## Problem details
Please find all lines in the data that hold the string "styles" and copy them.
-=-=-=-=-
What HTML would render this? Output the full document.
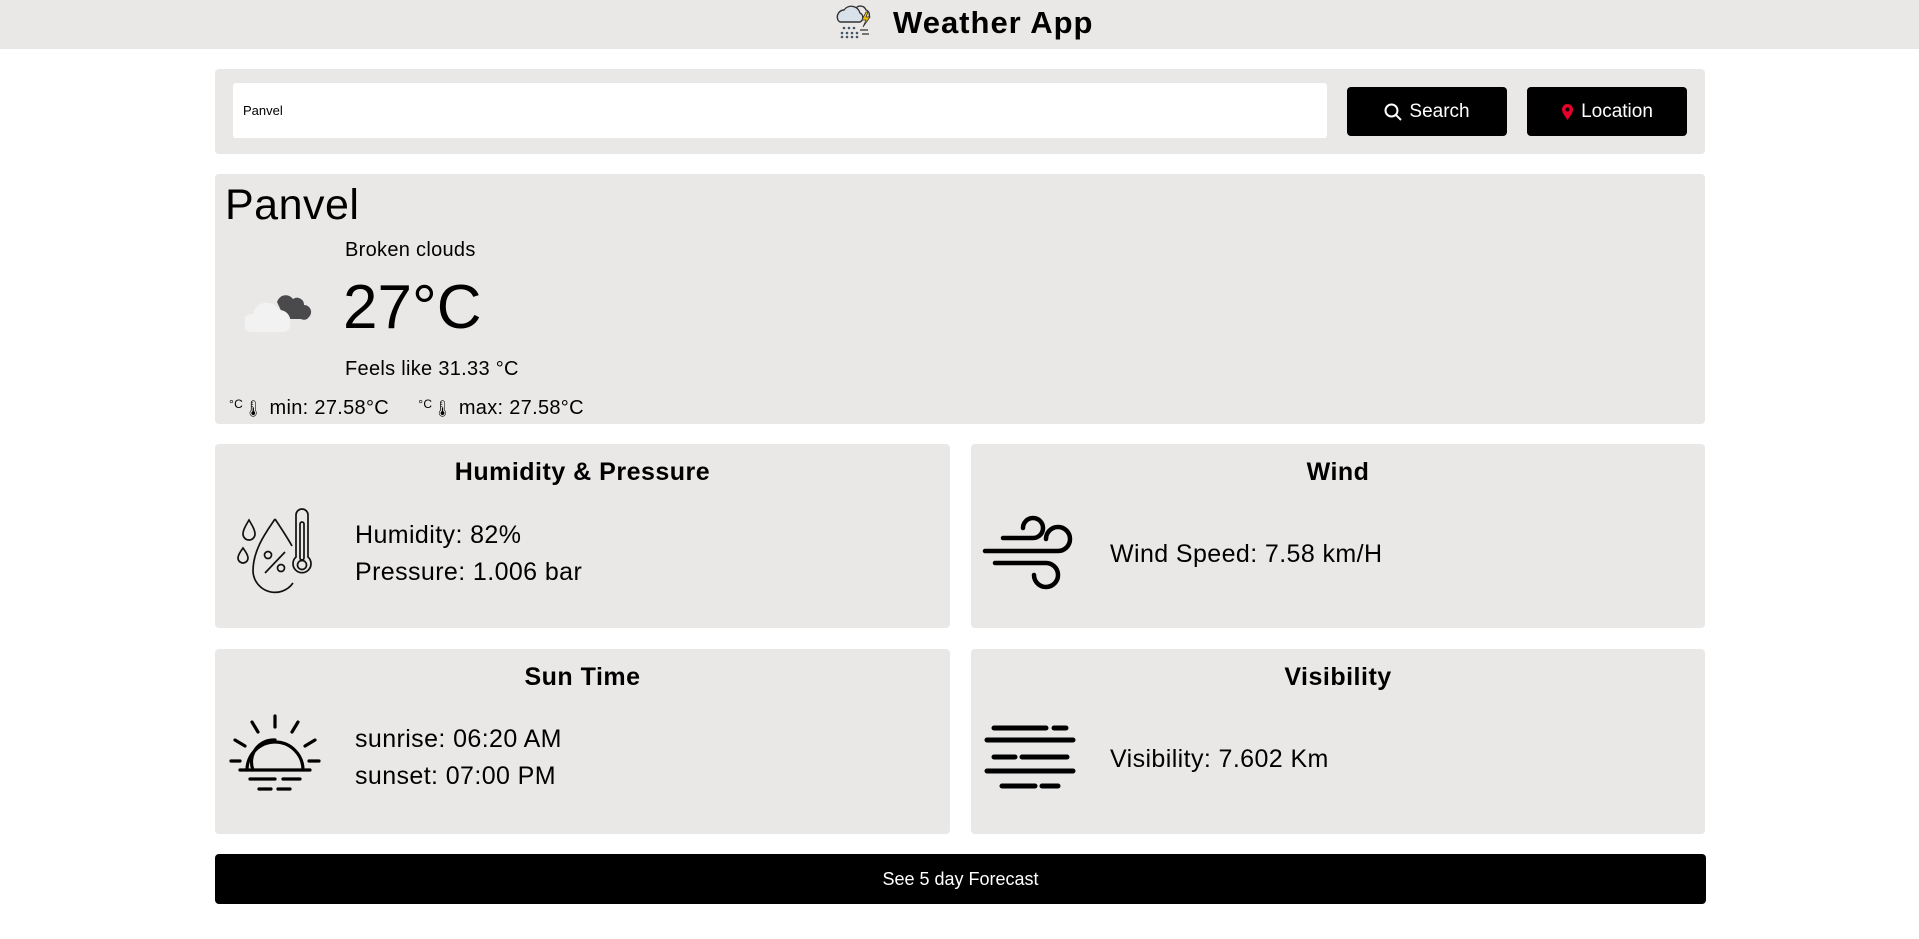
<!DOCTYPE html>
<html><head><meta charset="utf-8"><style>
*{margin:0;padding:0;box-sizing:border-box}
body{width:1919px;height:939px;background:#fff;font-family:"Liberation Sans",sans-serif;color:#000;position:relative;overflow:hidden}
.a{position:absolute}
.bg{background:#eae8e7;border-radius:4px}
.btn{background:#000;color:#fff;border-radius:4px;font-size:19px;display:flex;align-items:center;justify-content:center;gap:7px}
.t{font-weight:bold;font-size:25px;text-align:center;width:100%;top:14px;letter-spacing:0.5px}
.tx{font-size:25px;line-height:37px;letter-spacing:0.4px}
</style></head><body>
<div class="a" style="left:0;top:0;width:1919px;height:49px;background:#eae8e7"></div>
<svg class="a" style="left:832px;top:0" width="44" height="40" viewBox="0 0 44 40">
<path d="M6 20a7 7 0 0 1 6-10a9 9 0 0 1 16 3a5 5 0 0 1 0 9H8a4 4 0 0 1-2-2z" fill="#d9e2ea" stroke="#333" stroke-width="1.4"/>
<path d="M24 8a6 6 0 0 1 10 2a5 5 0 0 1 1 9" fill="none" stroke="#333" stroke-width="1.4"/>
<path d="M34 12l-4 8h4l-3 7 7-10h-4l2-5z" fill="#f2c200" stroke="#333" stroke-width=".8"/>
<g fill="#456" ><circle cx="12" cy="28" r="1.3"/><circle cx="17" cy="28" r="1.3"/><circle cx="22" cy="28" r="1.3"/><circle cx="10" cy="33" r="1.3"/><circle cx="15" cy="33" r="1.3"/><circle cx="20" cy="33" r="1.3"/><circle cx="25" cy="33" r="1.3"/><circle cx="10" cy="37" r="1.3"/><circle cx="15" cy="37" r="1.3"/><circle cx="20" cy="37" r="1.3"/><circle cx="25" cy="37" r="1.3"/></g>
<path d="M28 30h8M30 34h7" stroke="#333" stroke-width="1.2"/>
</svg>
<div class="a" style="left:893px;top:5px;font-size:31px;font-weight:bold;letter-spacing:1px">Weather App</div>

<div class="a bg" style="left:215px;top:69px;width:1490px;height:85px"></div>
<div class="a" style="left:233px;top:83px;width:1094px;height:55px;background:#fff;border-radius:3px;font-size:13px;padding:20px 10px">Panvel</div>
<div class="a btn" style="left:1347px;top:87px;width:160px;height:49px"><svg width="18" height="18" viewBox="0 0 18 18"><circle cx="7.5" cy="7.5" r="6" fill="none" stroke="#fff" stroke-width="2"/><path d="M12 12l5 5" stroke="#fff" stroke-width="2"/></svg>Search</div>
<div class="a btn" style="left:1527px;top:87px;width:160px;height:49px"><svg width="13" height="18" viewBox="0 0 13 18"><path d="M6.5 17C3 12 1 9 1 6.5a5.5 5.5 0 0 1 11 0C12 9 10 12 6.5 17z" fill="#e8002d"/><circle cx="6.5" cy="6.5" r="2" fill="#000"/></svg>Location</div>

<div class="a bg" style="left:215px;top:174px;width:1490px;height:250px"></div>
<div class="a" style="left:225px;top:181px;font-size:43px;letter-spacing:0.5px">Panvel</div>
<div class="a" style="left:345px;top:239px;font-size:20px;letter-spacing:0.3px">Broken clouds</div>
<svg class="a" style="left:245px;top:284px" width="72" height="50" viewBox="0 0 72 50">
<path d="M32 18a9 9 0 0 1 16-3a7 7 0 0 1 11 6a7 7 0 0 1 5 12a6 6 0 0 1-8 2H40z" fill="#4a4a4c"/>
<path d="M6 48a9 9 0 0 1 2-18a14 14 0 0 1 26-4a11 11 0 0 1 11 14a7 7 0 0 1-6 8z" fill="#f2f2f2"/>
</svg>
<div class="a" style="left:343px;top:272px;font-size:62px">27°C</div>
<div class="a" style="left:345px;top:358px;font-size:20px;letter-spacing:0.3px">Feels like 31.33 °C</div>
<div class="a" style="left:229px;top:397px;font-size:20px;letter-spacing:0.3px">
<span style="font-size:12px;vertical-align:6px">°C</span><span style="font-size:16px">🌡</span> min: 27.58°C &nbsp;&nbsp;&nbsp; <span style="font-size:12px;vertical-align:6px">°C</span><span style="font-size:16px">🌡</span> max: 27.58°C</div>

<div class="a bg" style="left:215px;top:444px;width:735px;height:184px">
<div class="a t">Humidity &amp; Pressure</div>
<svg class="a" style="left:10px;top:51px" width="110" height="110" viewBox="0 0 110 110" fill="none" stroke="#111" stroke-width="1.7">
<path d="M50 24C42 36 28 54 28 76a22 22 0 0 0 40 12"/>
<path d="M50 24C56 33 62 42 67 51"/>
<path d="M24 25c-3 5-6 10-6 14a6 6 0 0 0 12 0c0-4-3-9-6-14z"/>
<path d="M18 53c-3 4-5 7-5 10a5 5 0 0 0 10 0c0-3-2-6-5-10z"/>
<circle cx="43" cy="60" r="3.5"/><circle cx="56" cy="73" r="3.5"/><path d="M40 78l20-21"/>
<path d="M71 62V20a6 6 0 0 1 12 0v42a9 9 0 1 1-12 0z"/>
<rect x="75" y="27" width="4" height="38" rx="2"/><circle cx="77" cy="70" r="4.5"/>
</svg>
<div class="a tx" style="left:140px;top:73px">Humidity: 82%<br>Pressure: 1.006 bar</div>
</div>
<div class="a bg" style="left:971px;top:444px;width:734px;height:184px">
<div class="a t">Wind</div>
<svg class="a" style="left:4px;top:56px" width="110" height="110" viewBox="0 0 110 110" fill="none" stroke="#000" stroke-width="4.5" stroke-linecap="round">
<path d="M28 38H58a10 10 0 1 0-10-10"/>
<path d="M10 51H83a12 12 0 1 0-12-12"/>
<path d="M20 63H70a12 12 0 1 1-11 12"/>
</svg>
<div class="a tx" style="left:139px;top:92px">Wind Speed: 7.58 km/H</div>
</div>
<div class="a bg" style="left:215px;top:649px;width:735px;height:185px">
<div class="a t">Sun Time</div>
<svg class="a" style="left:10px;top:51px" width="110" height="110" viewBox="0 0 110 110" fill="none" stroke="#000" stroke-width="3.2" stroke-linecap="round">
<path d="M22 70a28 28 0 0 1 56 0"/><path d="M28 70a22 22 0 0 1 22-30"/>
<path d="M15 70H85M25 79H50M58 79H75M34 89H46M53 89H65"/>
<path d="M50 16V27M27 22l6 10M73 22l-6 10M10 40l10 6M90 40l-10 6M6 61h9M84 61h10"/>
</svg>
<div class="a tx" style="left:140px;top:72px">sunrise: 06:20 AM<br>sunset: 07:00 PM</div>
</div>
<div class="a bg" style="left:971px;top:649px;width:734px;height:185px">
<div class="a t">Visibility</div>
<svg class="a" style="left:4px;top:56px" width="110" height="110" viewBox="0 0 110 110" fill="none" stroke="#000" stroke-width="5" stroke-linecap="round">
<path d="M19 23H71M79 23H91M12 35H98M19 52H40M47 52H92M12 66H98M27 81H60M67 81H83"/>
</svg>
<div class="a tx" style="left:139px;top:92px">Visibility: 7.602 Km</div>
</div>
<div class="a btn" style="left:215px;top:854px;width:1491px;height:50px;font-size:18px">See 5 day Forecast</div>
</body></html>
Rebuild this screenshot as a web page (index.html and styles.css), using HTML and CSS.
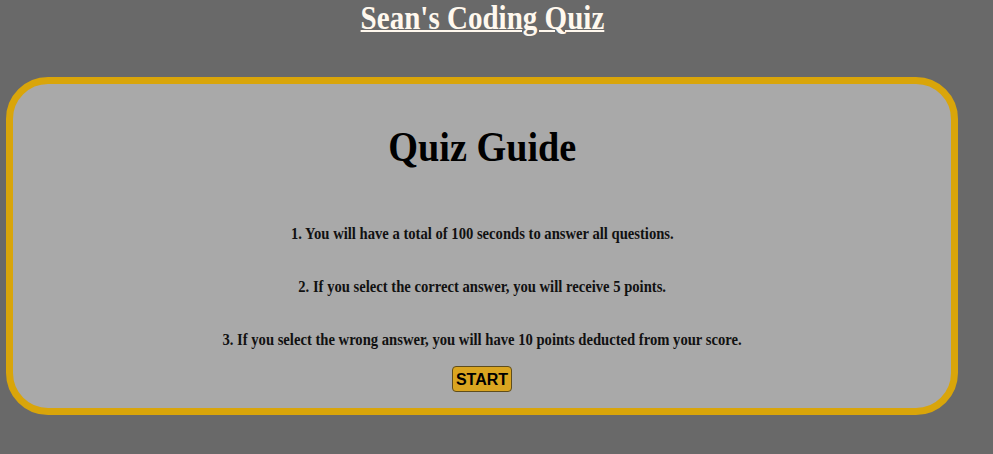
FILE: index.html
```html
<!DOCTYPE html>
<html>
<head>
<meta charset="utf-8">
<link rel="stylesheet" href="styles.css">
</head>
<body>
<div class="page">
  <header class="site-header">
    <h1 class="site-title">Sean's Coding Quiz</h1>
  </header>
  <main class="guide">
    <h2 class="guide-title">Quiz Guide</h2>
    <p class="rule">1. You will have a total of 100 seconds to answer all questions.</p>
    <p class="rule">2. If you select the correct answer, you will receive 5 points.</p>
    <p class="rule">3. If you select the wrong answer, you will have 10 points deducted from your score.</p>
    <button class="start-btn">START</button>
  </main>
</div>
</body>
</html>
```
FILE: styles.css
```css
html, body {
  margin: 0;
  padding: 0;
  background: #696969;
  height: 100%;
}
body {
  font-family: "Liberation Serif", "Times New Roman", serif;
}
.page {
  width: 964px;
  display: flex;
  flex-direction: column;
  align-items: stretch;
}
.site-header {
  display: flex;
  justify-content: center;
  height: 77px;
}
.site-title {
  margin: 0;
  font-size: 33px;
  font-weight: bold;
  color: #fff8ee;
  text-decoration: underline;
  text-decoration-thickness: 2px;
  line-height: 37px;
  transform: scaleX(0.88);
}
.guide {
  margin-left: 6px;
  width: 952px;
  height: 338px;
  box-sizing: border-box;
  background: #a9a9a9;
  border: 7px solid #d9a50a;
  border-radius: 42px;
  display: flex;
  flex-direction: column;
  align-items: center;
}
.guide-title {
  margin: 40px 0 0;
  font-size: 42px;
  line-height: 46px;
  font-weight: bold;
  color: #000;
  transform: scaleX(0.91);
}
.rule {
  margin: 0;
  font-size: 16px;
  font-weight: bold;
  color: #111;
  line-height: 18px;
  transform: scaleX(0.914);
}
.guide-title + .rule {
  margin-top: 55px;
}
.rule + .rule {
  margin-top: 35px;
}
.start-btn {
  margin-top: 17px;
  font-family: "Liberation Sans", Arial, sans-serif;
  font-weight: bold;
  font-size: 16px;
  line-height: 18px;
  background: #daa520;
  color: #000;
  border: 1px solid #5f4d1c;
  border-radius: 4px;
  padding: 4px 3px 2px;
}
```
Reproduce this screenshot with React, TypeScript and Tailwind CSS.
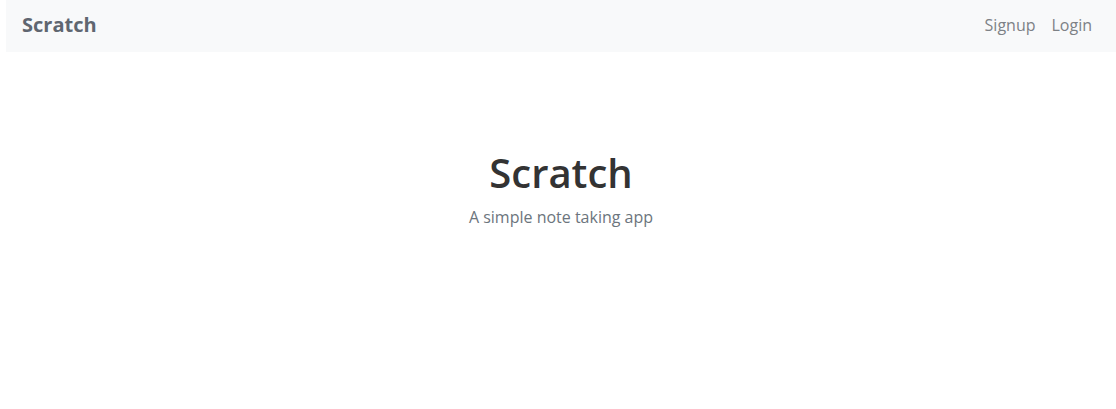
-=-=-=-=-
## Problem solution
Rebuild this screenshot as a web page (index.html and styles.css), using HTML and CSS.
<link rel="stylesheet" href="styles.css">
FILE: styles.css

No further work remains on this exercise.